If your drains keep backing up and a cleaning seems to fix it for a few weeks before the problem returns, there's a good chance the clog isn't the real issue. That's exactly what we ran into on this Puyallup job. The line was backing up repeatedly, and the homeowner had already had it cleared before. We cleared it again - but we didn't stop there.
We went into the crawl space to actually look at the waste line, and that's where we found the culprit. The horizontal drain pipe running through the crawl space had a back-pitch to it. Instead of sloping toward the sewer like it should, it was pitched the wrong direction - causing waste to pool and sit in the line rather than drain out. No amount of line cleaning was going to fix that permanently.

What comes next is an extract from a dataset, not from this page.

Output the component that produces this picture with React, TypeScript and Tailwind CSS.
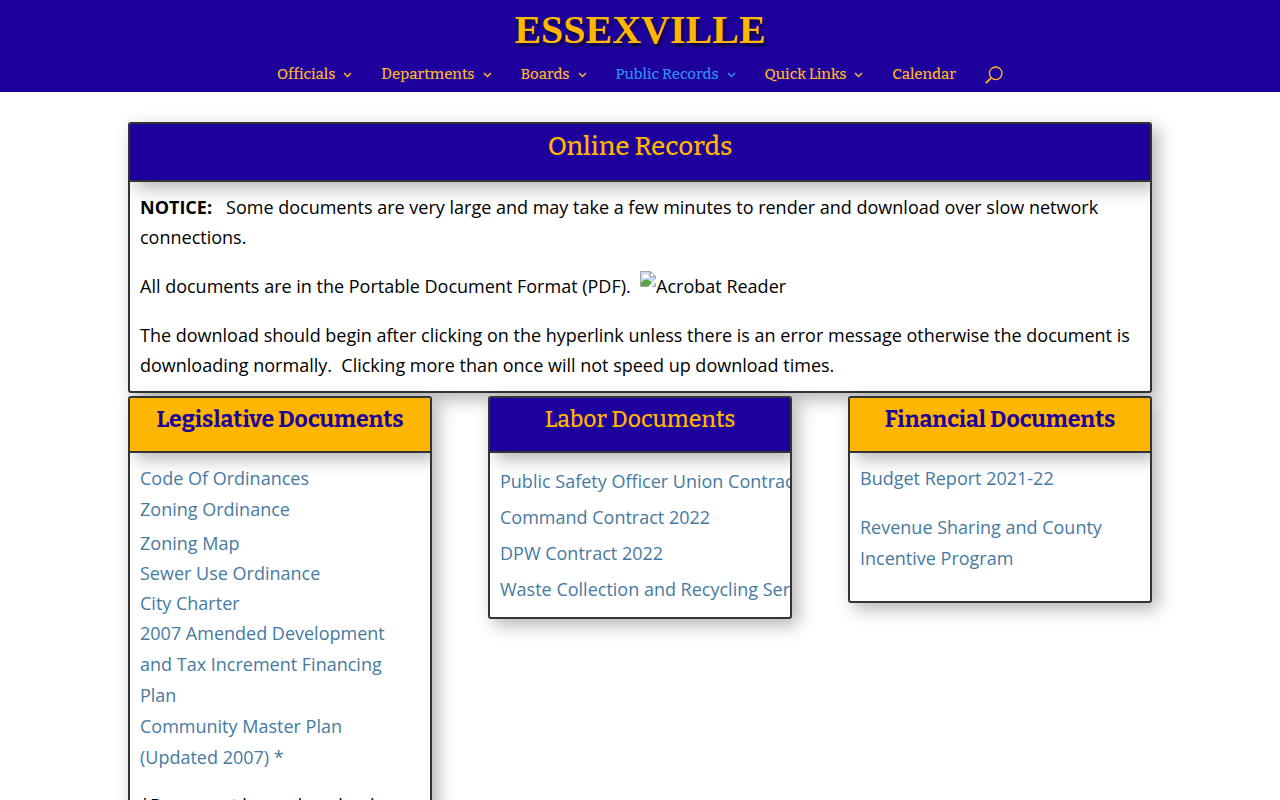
import React from 'react';

interface NavItem {
  label: string;
  menu?: boolean;
  active?: boolean;
}

const navItems: NavItem[] = [
  { label: 'Officials', menu: true },
  { label: 'Departments', menu: true },
  { label: 'Boards', menu: true },
  { label: 'Public Records', menu: true, active: true },
  { label: 'Quick Links', menu: true },
  { label: 'Calendar' },
];

const ChevronIcon = () => (
  <svg width="9" height="6" viewBox="0 0 9 6" fill="none" stroke="currentColor" strokeWidth="1.5" aria-hidden="true">
    <path d="M1 1l3.5 3.5L8 1" />
  </svg>
);

const SearchIcon = () => (
  <svg width="18" height="18" viewBox="0 0 18 18" fill="none" stroke="currentColor" strokeWidth="1.3" aria-hidden="true">
    <circle cx="10.7" cy="7.3" r="6.3" />
    <path d="M6.2 11.8L.9 17.1" strokeWidth="1.8" />
  </svg>
);

const MissingImageIcon = () => (
  <svg width="16" height="16" viewBox="0 0 16 16" className="inline-block align-top" aria-hidden="true">
    <path d="M.5.5h10l5 5v10H.5z" fill="#c5d7f3" />
    <path d="M3 7a1.8 1.8 0 0 1 1-3.2 2.3 2.3 0 0 1 4.2.7A1.5 1.5 0 0 1 8.5 7z" fill="#fff" />
    <path d="M1 15v-3.5q4.5-5 9-1.5L12 12l-3 3z" fill="#5aa746" />
    <path d="M8 16l8-8v3l-5 5z" fill="#fff" />
    <path d="M8.5 15.5H.5V.5h10l5 5v2.5M15.5 12v3.5H12" fill="none" stroke="#a3a3a3" />
    <path d="M10.5.5v5h5z" fill="#fff" stroke="#a3a3a3" />
  </svg>
);

interface CardProps {
  title: string;
  variant: 'blue' | 'gold';
  large?: boolean;
  children: React.ReactNode;
}

const Card: React.FC<CardProps> = ({ title, variant, large, children }) => {
  const colors = variant === 'blue' ? 'bg-[#1e009c] text-[#ffb600] font-medium' : 'bg-[#ffb600] text-[#1e009c] font-bold';
  const size = large ? 'h-[58px] pt-[7px] text-[26px]' : 'h-[55px] pt-[5px] text-[23px]';
  return (
    <section className="overflow-hidden rounded-[3px] border-2 border-[#333333] bg-white shadow-[6px_6px_18px_0_rgba(0,0,0,0.3)]">
      <h2
        className={`border-b-2 border-[#333333] text-center font-['Bitter','DejaVu_Serif',serif] leading-8 whitespace-nowrap shadow-[6px_6px_18px_0_rgba(0,0,0,0.3)] ${size} ${colors}`}
      >
        {title}
      </h2>
      {children}
    </section>
  );
};

const DocLink: React.FC<{ children: React.ReactNode }> = ({ children }) => (
  <a href="#" className="block text-[#467a9f] hover:underline">
    {children}
  </a>
);

export default function App() {
  return (
    <div className="min-h-screen bg-white font-['Open_Sans',sans-serif] text-lg text-black">
      <header className="flex flex-col items-center bg-[#1e009c] text-[#ffb62a]">
        <a
          href="#"
          className="pt-2 font-['Liberation_Serif',serif] text-[40px] leading-11 font-bold text-[#ffb600] [text-shadow:2px_3px_3px_#0a0038]"
        >
          ESSEXVILLE
        </a>
        <nav className="flex h-10 items-center gap-[29px] pt-1.5 font-['Bitter','DejaVu_Serif',serif] text-[15px] font-medium">
          {navItems.map((item) => (
            <a
              key={item.label}
              href="#"
              className={`flex items-center gap-2 whitespace-nowrap ${item.active ? 'text-[#2c8ff5]' : ''}`}
            >
              {item.label}
              {item.menu && <ChevronIcon />}
            </a>
          ))}
          <button type="button" aria-label="Search">
            <SearchIcon />
          </button>
        </nav>
      </header>

      <main className="mx-auto flex w-4/5 flex-col gap-[3px] pt-[30px]">
        <Card title="Online Records" variant="blue" large>
          <div className="flex flex-col gap-[19px] px-2.5 pt-2.5 pb-[11px] leading-[30px]">
            <p>
              <strong>NOTICE:</strong>&nbsp;&nbsp; Some documents are very large and may take a few minutes to render and
              download over slow network connections.
            </p>
            <p>
              All documents are in the Portable Document Format (PDF).&nbsp;{' '}
              <span className="whitespace-nowrap">
                <MissingImageIcon />
                Acrobat Reader
              </span>
            </p>
            <p>
              The download should begin after clicking on the hyperlink unless there is an error message otherwise the
              document is downloading normally.&nbsp; Clicking more than once will not speed up download times.
            </p>
          </div>
        </Card>

        <div className="grid grid-cols-3 items-start gap-14">
          <Card title="Legislative Documents" variant="gold">
            <div className="p-2.5 leading-[31px]">
              <DocLink>Code Of Ordinances</DocLink>
              <DocLink>Zoning Ordinance</DocLink>
              <div className="mt-[3px] leading-[30px]">
                <DocLink>Zoning Map</DocLink>
                <DocLink>Sewer Use Ordinance</DocLink>
                <DocLink>City Charter</DocLink>
              </div>
              <DocLink>2007 Amended Development and Tax Increment Financing Plan</DocLink>
              <DocLink>Community Master Plan (Updated 2007) *</DocLink>
              <p className="mt-[17px]">*Document has a download</p>
            </div>
          </Card>

          <Card title="Labor Documents" variant="blue">
            <div className="p-2.5 leading-9 whitespace-nowrap">
              <DocLink>Public Safety Officer Union Contract 2022</DocLink>
              <DocLink>Command Contract 2022</DocLink>
              <DocLink>DPW Contract 2022</DocLink>
              <DocLink>Waste Collection and Recycling Services</DocLink>
            </div>
          </Card>

          <Card title="Financial Documents" variant="gold">
            <div className="flex flex-col gap-[18px] px-2.5 pt-2.5 pb-[27px] leading-[31px]">
              <DocLink>Budget Report 2021-22</DocLink>
              <DocLink>Revenue Sharing and County Incentive Program</DocLink>
            </div>
          </Card>
        </div>
      </main>
    </div>
  );
}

This is one of those situations where the diagnosis matters more than the repair itself. A plumber who only clears the line and leaves is going to send you right back to square one. We used a level to confirm the pitch issue on the ABS drain pipe, documented it, and identified what needs to happen to actually solve the problem - correct the grading so the pipe drains the way it's supposed to.
Drain pipe grading might not sound like a big deal, but it's one of the most common hidden causes of chronic sewer backups in older homes. Houses settle over time. Pipes shift. What was installed correctly decades ago can gradually move out of alignment. And in a crawl space, it can go undetected for years because nobody is down there looking.
If you're dealing with backups that keep coming back, don't just keep paying to have the line cleared. That's treating the symptom. The fix needs to start with understanding why the line is backing up in the first place - and that means getting eyes on the pipe itself.